Prior to the opening ceremony at the Brasilia National Stadium on 15 June, demonstrations took place outside the stadium, organised by people unhappy with the amount of public money spent to enable the hosting of the FIFA World Cup. Police used tear gas and pepper spray to quell the protests.

The demonstrations were part of wider unrest and rioting in Brazilian cities initially sparked by increased ticket prices on public transport, but growing to express deeper public disenchantment with the financial management of the country by its government, specially due to the high inflation. The Brazilian president Dilma Rousseff as well as FIFA president Sepp Blatter were heavily booed as they were announced to conduct their speeches at the tournament's opening. Further protests took place the following day prior to the game between Mexico and Italy in Rio de Janeiro. Blatter said that the protesters "should not use football to make their demands heard", and that the public expenditure on staging the tournaments was on "items that are for the future, not just for the World Cup".

As the protests continued to intensify during the week, with a reported participation of over a million people taking to the streets in a hundred different towns and cities, reports in the Brazilian media suggested that FIFA was having to negotiate with the teams to keep them in Brazil and that the tournament could be abandoned. However, a FIFA statement on 21 June insisted that "to date, neither FIFA nor the local organising committee have ever discussed any such possibility of cancelling the FIFA Confederations Cup".

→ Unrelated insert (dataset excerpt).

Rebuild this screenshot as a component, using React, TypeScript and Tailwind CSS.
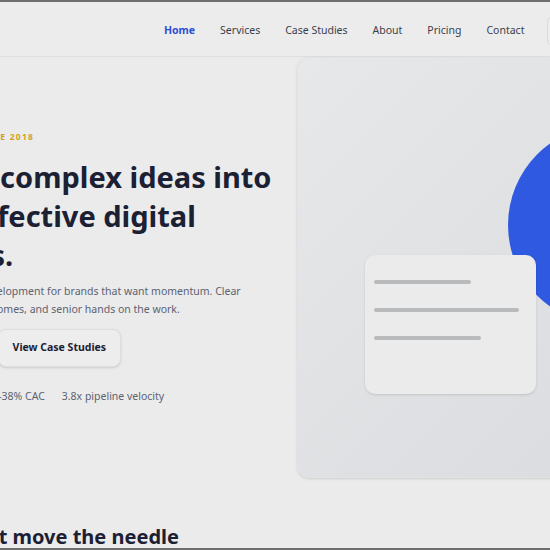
import React from 'react';

const navLinks = ['Home', 'Services', 'Case Studies', 'About', 'Pricing', 'Contact'];

const stats = ['+64% qualified leads', '-38% CAC', '3.8x pipeline velocity'];

const App: React.FC = () => {
  return (
    <div
      className="w-[550px] h-[550px] overflow-hidden bg-[#ebebeb] border-t-2 border-b-2 border-[#6e6e6e] text-[#1c2033]"
      style={{ fontFamily: '"Noto Sans", "Open Sans", sans-serif' }}
    >
      {/* Header */}
      <header className="h-[55px] border-b border-[#dfdfdf] bg-[#ececec] flex items-center pl-[164px] pt-[3px]">
        <nav className="flex items-center gap-[25px] shrink-0">
          {navLinks.map((link, i) => (
            <a
              key={link}
              className={
                i === 0
                  ? 'text-[10.5px] font-bold text-[#2f4fd4]'
                  : 'text-[10.5px] text-[#3a3f4c]'
              }
            >
              {link}
            </a>
          ))}
          <button className="ml-[-2px] h-[32px] px-4 rounded-lg border border-[#d8d8d8] bg-[#efefef] text-[10.5px] font-bold shrink-0">
            Get in touch
          </button>
        </nav>
      </header>

      {/* Hero */}
      <section className="flex items-center ml-[-120px]">
        <div className="w-[417px] shrink-0 flex flex-col">
          <p className="text-[8.5px] leading-[12px] font-bold tracking-[0.15em] text-[#d4a11e] ml-[-5px]">
            GROWTH STUDIO · SINCE 2018
          </p>
          <h1 className="mt-[14px] ml-[-3px] text-[29px] leading-[39px] font-bold text-[#1c2033]">
            We turn complex ideas into
            <br />
            sleek, effective digital
            <br />
            products.
          </h1>
          <p className="mt-[8px] text-[10.5px] leading-[18px] text-[#5b6272]">
            Growth, design and development for brands that want momentum. Clear
            <br />
            scope, measurable outcomes, and senior hands on the work.
          </p>
          <div className="mt-[11px] flex gap-[15px]">
            <button className="h-[38px] px-[14px] rounded-lg bg-[#2f59e0] text-white text-[10.5px] font-bold">
              Start a Project
            </button>
            <button className="h-[38px] px-[14px] rounded-lg border border-[#dedede] bg-[#ededed] shadow-sm text-[10.5px] font-bold text-[#1c2033]">
              View Case Studies
            </button>
          </div>
          <div className="mt-[21px] flex gap-[17px] text-[10.5px] leading-[16px] text-[#5b6272]">
            {stats.map(s => (
              <span key={s}>{s}</span>
            ))}
          </div>
        </div>

        {/* Illustration card */}
        <div className="relative w-[420px] h-[421px] shrink-0 rounded-xl border border-[#e2e3e5] bg-gradient-to-br from-[#e7e8ea] to-[#d8dadd] overflow-hidden shadow-sm">
          <div className="absolute left-[210px] top-[67px] w-[200px] h-[200px] rounded-full bg-[#2f59e0]" />
          <div className="absolute left-[67px] top-[197px] w-[171px] h-[139px] rounded-[10px] bg-[#ebebeb] shadow-sm px-[9px] pt-[25px] flex flex-col gap-[24px]">
            <div className="h-[4px] w-[97px] rounded-full bg-[#b9babc]" />
            <div className="h-[4px] w-[145px] rounded-full bg-[#b9babc]" />
            <div className="h-[4px] w-[107px] rounded-full bg-[#b9babc]" />
          </div>
        </div>
      </section>

      {/* Next section */}
      <section className="ml-[-113px] mt-[45px]">
        <h2 className="text-[20px] leading-[28px] font-bold text-[#1c2033]">
          Results that move the needle
        </h2>
      </section>
    </div>
  );
};

export default App;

FIFA General Secretary Jérôme Valcke subsequently admitted that FIFA had held a "crisis meeting" involving the Brazilian government regarding the completion of the tournament, but sought to distance FIFA from the wider social unrest, stating that "the most important thing for us is to detach the World Cup or the Confederations Cup from these problems. We are not the answer to all problems and we are definitely not the reason for such a crisis. We are just part of what Brazil is doing for the next 20 years....the light FIFA is being shown in here, is the wrong one". He also reaffirmed that the protests had not caused FIFA to consider moving the 2014 World Cup away from Brazil.

Just before the final in Rio de Janeiro, a large crowd marched towards the stadium both in support of the team and in continuation over the original protests. Though largely peaceful, there were some disturbances.